This article was published on April 11, 2019

This Twitter account answers video games’ biggest question: Can you pet the dog?


This Twitter account answers video games’ biggest question: Can you pet the dog?

You cannot pet the dogs in Minecraft or Fortnite, but you can pet the dogs in Butterfly Soup. You couldn’t pet the dog in Enter the Gungeon, but now you can following an update.

This is the feed of @CanYouPetTheDog, a Twitter account that, well, answers whether you can pet dogs in popular video games, with accompanying video as proof. After launching in early March, the account now has over 162,000 followers.

We spoke with the founder, who wishes to remain anonymous, about why they started the account, what its popularity says about people, and why not cats.

“Petting virtual dogs is important”

An unabashed love for dogs is a cherished part of internet culture — the popularity of Facebook pages such as We Rate Dogs (330,000 likes) and the Doge meme prove this — so @CanYouPetTheDog’s quick success comes as no surprise.

The original doge meme.

I made this account after encountering unpettable dogs in The Division 2. I was frustrated by the fact that not only can you not comfort the frightened, lonely dogs roaming the streets of a ruined Washington, D.C., but the only way to interact with them is with gunfire,” @CanYouPetTheDog’s founder told us. “After seeing others with similar complaints, I decided to catalog pettable and unpettable dogs in video games.”

The Twitter account has already catalogued the dog-petability of 140 video games, and its founder does the bulk of the research themselves from “a large backlog [they] created in the early days of the account.” They often receive submissions over DM, most of which have already been catalogued, but they “have gotten a few submissions out of left field that [they] would have never discovered otherwise.”
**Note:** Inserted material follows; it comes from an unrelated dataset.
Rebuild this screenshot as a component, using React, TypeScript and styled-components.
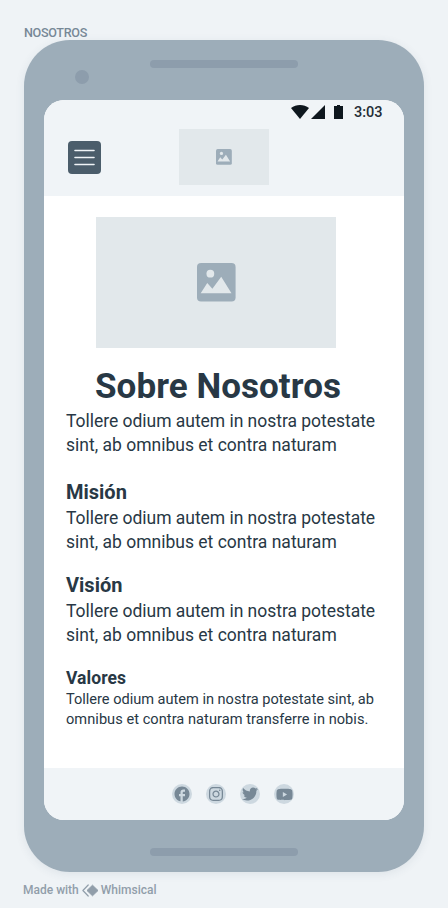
import React from 'react';
import styled, { createGlobalStyle } from 'styled-components';
import { FaTwitter, FaYoutube, FaInstagram } from 'react-icons/fa';
import { MdFacebook } from 'react-icons/md';

const color = {
  page: '#eff3f6',
  frame: '#9dadb9',
  frameDetail: '#8d9dac',
  surface: '#f0f4f7',
  placeholder: '#e2e8eb',
  ink: '#283845',
  button: '#4b5d6b',
  muted: '#778896',
  credit: '#919eaa',
  badge: '#cdd8e0',
  status: '#0e171e',
};

const GlobalStyle = createGlobalStyle`
  *, *::before, *::after { box-sizing: border-box; }
  body {
    margin: 0;
    background: ${color.page};
    font-family: Roboto, "Liberation Sans", sans-serif;
    color: ${color.ink};
  }
  h1, h2, p { margin: 0; }
  svg { display: block; flex: none; }
`;

const Page = styled.div`
  width: 448px;
  height: 908px;
  padding: 25px 24px 0;
  overflow: hidden;
  background: ${color.page};
`;

const BoardLabel = styled.div`
  height: 15px;
  font-size: 12.6px;
  font-weight: 500;
  line-height: 16px;
  letter-spacing: -0.32px;
  color: ${color.muted};
`;

const Phone = styled.div`
  width: 400px;
  height: 832px;
  display: flex;
  flex-direction: column;
  border-radius: 46px;
  background: ${color.frame};
  box-shadow: 0 2px 10px rgba(60, 80, 100, 0.09);
`;

const TopBezel = styled.div`
  display: flex;
  align-items: flex-start;
  gap: 61px;
  height: 60px;
  padding: 20px 0 0 51px;
`;

const BottomBezel = styled.div`
  display: flex;
  justify-content: center;
  padding-top: 28px;
`;

const Camera = styled.div`
  width: 14px;
  height: 14px;
  margin-top: 10px;
  border-radius: 50%;
  background: ${color.frameDetail};
`;

const Speaker = styled.div`
  width: 148px;
  height: 8px;
  border-radius: 4px;
  background: ${color.frameDetail};
`;

const Screen = styled.div`
  display: flex;
  flex-direction: column;
  height: 720px;
  margin: 0 20px;
  border-radius: 20px;
  overflow: hidden;
  background: #fff;
`;

const Header = styled.header`
  height: 96px;
  background: ${color.surface};
`;

const StatusBar = styled.div`
  display: flex;
  justify-content: flex-end;
  align-items: center;
  height: 24px;
  padding-right: 21px;
  color: ${color.status};
`;

const StatusIcons = styled.svg`
  width: 52px;
  height: 14px;
  fill: currentColor;
`;

const Clock = styled.span`
  width: 29px;
  margin-left: 11px;
  padding-top: 2px;
  font-size: 14.5px;
  font-weight: 500;
  line-height: 22px;
  white-space: nowrap;
  color: #252d36;
`;

const NavBar = styled.div`
  display: flex;
  align-items: center;
  gap: 78px;
  height: 56px;
  margin-top: 5px;
  padding-left: 24px;
`;

const MenuButton = styled.button`
  display: flex;
  flex-direction: column;
  align-items: center;
  justify-content: center;
  width: 33px;
  height: 33px;
  margin-top: 1px;
  padding: 0;
  border: 0;
  border-radius: 4px;
  background: ${color.button};
`;

const MenuLines = styled.svg`
  width: 21px;
  height: 17px;
  stroke: ${color.surface};
  stroke-width: 1.6;
  stroke-linecap: round;
`;

const Placeholder = styled.div<{ $width: number; $height: number }>`
  display: flex;
  align-items: center;
  justify-content: center;
  width: ${(p) => p.$width}px;
  height: ${(p) => p.$height}px;
  background: ${color.placeholder};
`;

const Content = styled.main`
  flex: 1;
  padding: 21px 20px 0 22px;
`;

const Hero = styled.div`
  padding-left: 30px;
`;

const Title = styled.h1`
  margin: 18px 0 1px 29px;
  font-size: 35px;
  font-weight: 700;
  line-height: 42px;
  letter-spacing: 0.06px;
  white-space: nowrap;
`;

const Section = styled.section<{ $top: number }>`
  margin-top: ${(p) => p.$top}px;
`;

const Heading = styled.h2<{ $small?: boolean }>`
  margin-bottom: ${(p) => (p.$small ? 0 : 1)}px;
  font-size: ${(p) => (p.$small ? 17.5 : 20)}px;
  font-weight: 700;
  line-height: ${(p) => (p.$small ? 22 : 26)}px;
  letter-spacing: ${(p) => (p.$small ? 0.08 : 0)}px;
`;

const Line = styled.span<{ $tracking: number }>`
  display: block;
  letter-spacing: ${(p) => p.$tracking}px;
  white-space: nowrap;
`;

const Copy = styled.p<{ $small?: boolean }>`
  font-size: ${(p) => (p.$small ? 14.6 : 17.5)}px;
  line-height: ${(p) => (p.$small ? 20 : 24)}px;
`;

const Footer = styled.footer`
  display: flex;
  align-items: center;
  gap: 14px;
  height: 52px;
  padding-left: 128px;
  background: ${color.surface};
`;

const SocialBadge = styled.a`
  display: flex;
  align-items: center;
  justify-content: center;
  width: 20px;
  height: 20px;
  border-radius: 50%;
  background: ${color.badge};
  color: ${color.muted};
`;

const Credit = styled.div`
  display: flex;
  align-items: center;
  height: 16px;
  margin: 10px 0 0 -1px;
  font-size: 12px;
  font-weight: 500;
  line-height: 16px;
  color: ${color.credit};
`;

const CreditLogo = styled.svg`
  width: 17px;
  height: 13px;
  margin: 0 2px 0 3px;
`;

function PictureIcon({ size }: { size: number }) {
  return (
    <svg width={size} height={size} viewBox="0 0 38 38">
      <rect width="37.6" height="37.6" rx="4" fill={color.frame} />
      <circle cx="13" cy="10.4" r="3.8" fill={color.placeholder} />
      <path d="M3.6 29.5 L10 19.4 L15 25 L23.6 13.4 L33.6 29.5 Z" fill={color.placeholder} />
    </svg>
  );
}

function BodyCopy() {
  return (
    <Copy>
      <Line $tracking={-0.03}>Tollere odium autem in nostra potestate</Line>
      <Line $tracking={0.005}>sint, ab omnibus et contra naturam</Line>
    </Copy>
  );
}

export default function App() {
  return (
    <Page>
      <GlobalStyle />
      <BoardLabel>NOSOTROS</BoardLabel>
      <Phone>
        <TopBezel>
          <Camera />
          <Speaker />
        </TopBezel>
        <Screen>
          <Header>
            <StatusBar>
              <StatusIcons viewBox="0 0 52 14">
                <path d="M0 3 C5 -1 13 -1 18 3 L9 14 Z" />
                <path d="M20 14 L34 0 V14 Z" />
                <path d="M43 1 H46 V0 H49 V1 H52 V14 H43 Z" />
              </StatusIcons>
              <Clock>3:03</Clock>
            </StatusBar>
            <NavBar>
              <MenuButton aria-label="Menú">
                <MenuLines viewBox="0 0 21 17">
                  <path d="M1 1.5 H20 M1 8.5 H20 M1 15.5 H20" />
                </MenuLines>
              </MenuButton>
              <Placeholder $width={90} $height={56}>
                <PictureIcon size={16} />
              </Placeholder>
            </NavBar>
          </Header>
          <Content>
            <Hero>
              <Placeholder $width={240} $height={131}>
                <PictureIcon size={39} />
              </Placeholder>
            </Hero>
            <Title>Sobre Nosotros</Title>
            <BodyCopy />
            <Section $top={22}>
              <Heading>Misión</Heading>
              <BodyCopy />
            </Section>
            <Section $top={18}>
              <Heading>Visión</Heading>
              <BodyCopy />
            </Section>
            <Section $top={20}>
              <Heading $small>Valores</Heading>
              <Copy $small>
                <Line $tracking={-0.02}>Tollere odium autem in nostra potestate sint, ab</Line>
                <Line $tracking={0.04}>omnibus et contra naturam transferre in nobis.</Line>
              </Copy>
            </Section>
          </Content>
          <Footer>
            <SocialBadge aria-label="Facebook"><MdFacebook size={18} /></SocialBadge>
            <SocialBadge aria-label="Instagram"><FaInstagram size={16} /></SocialBadge>
            <SocialBadge aria-label="Twitter"><FaTwitter size={16} /></SocialBadge>
            <SocialBadge aria-label="YouTube"><FaYoutube size={17} /></SocialBadge>
          </Footer>
        </Screen>
        <BottomBezel>
          <Speaker />
        </BottomBezel>
      </Phone>
      <Credit>
        <span>Made with</span>
        <CreditLogo viewBox="0 0 17 13">
          <path d="M6.2 1 L0.9 6.5 L6.2 12" fill="none" stroke={color.credit} strokeWidth="1.2" strokeLinejoin="round" strokeLinecap="round" />
          <path d="M10.5 1.2 L16 6.5 L10.5 11.8 L5 6.5 Z" fill={color.credit} stroke={color.credit} strokeWidth="1" strokeLinejoin="round" />
        </CreditLogo>
        <span>Whimsical</span>
      </Credit>
    </Page>
  );
}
“I make sure to credit the submitter, as long as they are comfortable with it,“ the anonymous founder added.

When it comes to @CanYouPetTheDog’s rapid success — over 162,000 followers in just over a month — the founder says it’s simply down to the fact that “petting virtual dogs is important to video game fans.”

“I think the popularity of the account speaks to players’ desire to engage in meaningless, feel-good interactions that do not necessarily further the plot or produce experience points,” they added. “Modern games ask a lot of the player, so it is nice to relieve that pressure with something pure and frivolous.”

Dogs > cats?

Whether @CanYouPetTheDog speaks to the loneliness of video games, or modern society, one thing is certain: dogs over cats.

Ok, I might be projecting here a bit, but dogs are way better than cats, right?

“On a personal level, I prefer dogs to cats,” founder said when asked why dogs and not cats. “On a logistical level, I believe that there are more games where you can pet the dog than games where you can pet the cat. I suspect this is because dogs are more approachable animals in general, and their interactions have been programmed accordingly.”

There you have it. Dogs are better than cats.